DIVERSITY EQUITY AND INCLUSION: GLOSSARY OF ESSENTIAL DEI TERMS

ACCOMPLICE

Being an accomplice goes beyond just supporting and advocating for a marginalized person or group. Serving as an accomplice focuses more on dismantling and challenging the institutional structures that oppress a group, taking cues and direction from those in that marginalized group. 

ALLY

A person of one social identity group who stands up in support of members of another group; typically a member of a dominant identity, empowering, advocating, and supporting a marginalized group. An Ally also looks inward to recognize their own bias and privilege.

ANTI-RACIST

Activists and leading scholars have argued that it's not enough for allies to say they're "not racist." Instead, being an antiracist is to be supporting antiracist policy through their actions or expressing an antiracist idea that opposes racism and supports racial equality.   

BIPOC

An acronym, which stands for “Black, Indigenous and People of Color,” which are the marginalized groups mostly affected by racism.  

DISABILITY

A disability is any condition of the body or mind (impairment) that makes it more difficult for the person with the condition to do certain activities (activity limitation) and interact with the world around them (participation restrictions).

DIVERSITY

Individual differences (e.g., personality, prior knowledge and life experiences) and group/social differences (e.g., race/ethnicity, class, gender, sexual orientation, country of origin and ability as well as cultural, political, religious or other affiliations).

EMOTIONAL TAX

The heightened experience of being treated differently from peers due to race/ethnicity or gender, triggering adverse effects on health and feelings of isolation and making it difficult to thrive in academic or professional settings. 

EQUITY

Fair treatment of everyone that addresses specific needs, barriers, and accommodations to ensure all have equal opportunity to participate in all aspects of society and its benefits; and the creation of opportunities for historically underserved populations to have equal access to and participate in educational programs that are capable of closing the achievement gaps in student success and completion.

FIRST GENERATION STUDENT

A person who attends an academic institution and who has no one in their immediate family who completed a degree in the field they are pursuing, regardless of other family member's level of education.

INCLUSION

The act of creating involvement, environments, and empowerment in which any individual or group can be and feel welcomed, respected, supported, and valued to participate fully; and the active, intentional, and ongoing engagement with diversity—in the curriculum, in the co-curriculum, and in communities (intellectual, social, cultural, geographic) with which individuals might connect—in ways that increase awareness, content knowledge, cognitive sophistication and empathic understanding of the complex ways individuals interact within systems and institutions. 

INTERSECTIONALITY

Intersectionality is the intertwining of social identities including gender, race, ethnicity, social class, religion, sexual orientation, and/or gender identity, which can result in unique experiences, opportunities, and barriers.

MICROAGGRESSION

Indirect verbal, nonverbal, and environmental slights, snubs, or insults—whether intentional or unintentional—that communicate hostile, derogatory, or negative messages to individuals based solely upon their marginalized group membership resulting in a person feeling different, violated, or unsafe.

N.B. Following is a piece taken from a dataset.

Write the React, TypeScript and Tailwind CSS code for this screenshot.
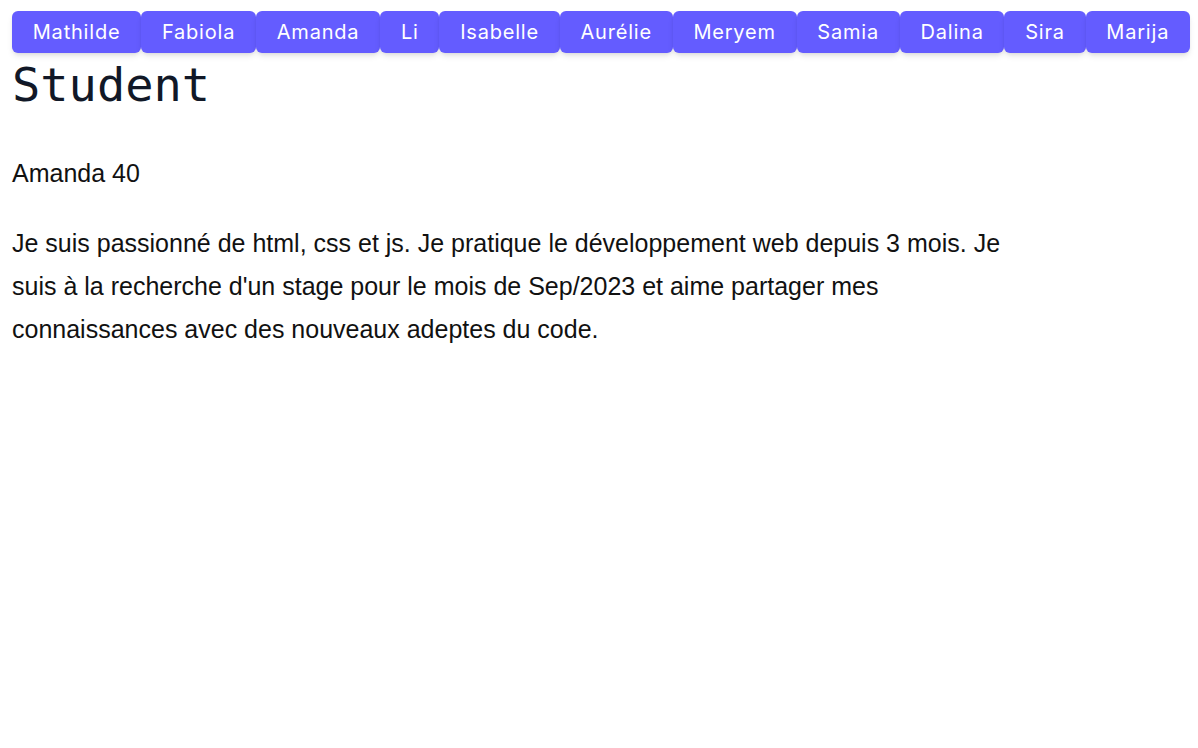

Microaggressions repeat or affirm stereotypes about a minority group, and they tend to minimize the existence of discrimination or bias, intentional or not. 

PRIVILEGE

Privilege operates on personal, interpersonal, cultural and institutional levels and gives advantages, favors and benefits to members of dominant groups at the expense of members of target groups.

UNCONSCIOUS BIAS

Social stereotypes about certain groups of people that individuals form outside their own conscious awareness.

WHITE

A group of people also referred to as Caucasian and/or of Western or European descent. Refers to a person or group of people who are racially marked as part of the dominant group or norm.

WHITE FRAGILITY

A term that explains the phenomenon of discomfort and defensiveness on the part of a white person when confronted by information about racial inequality and injustice.

WHITE PRIVILEGE

The vast set of advantages and benefits that people have solely because they are white or white-passing.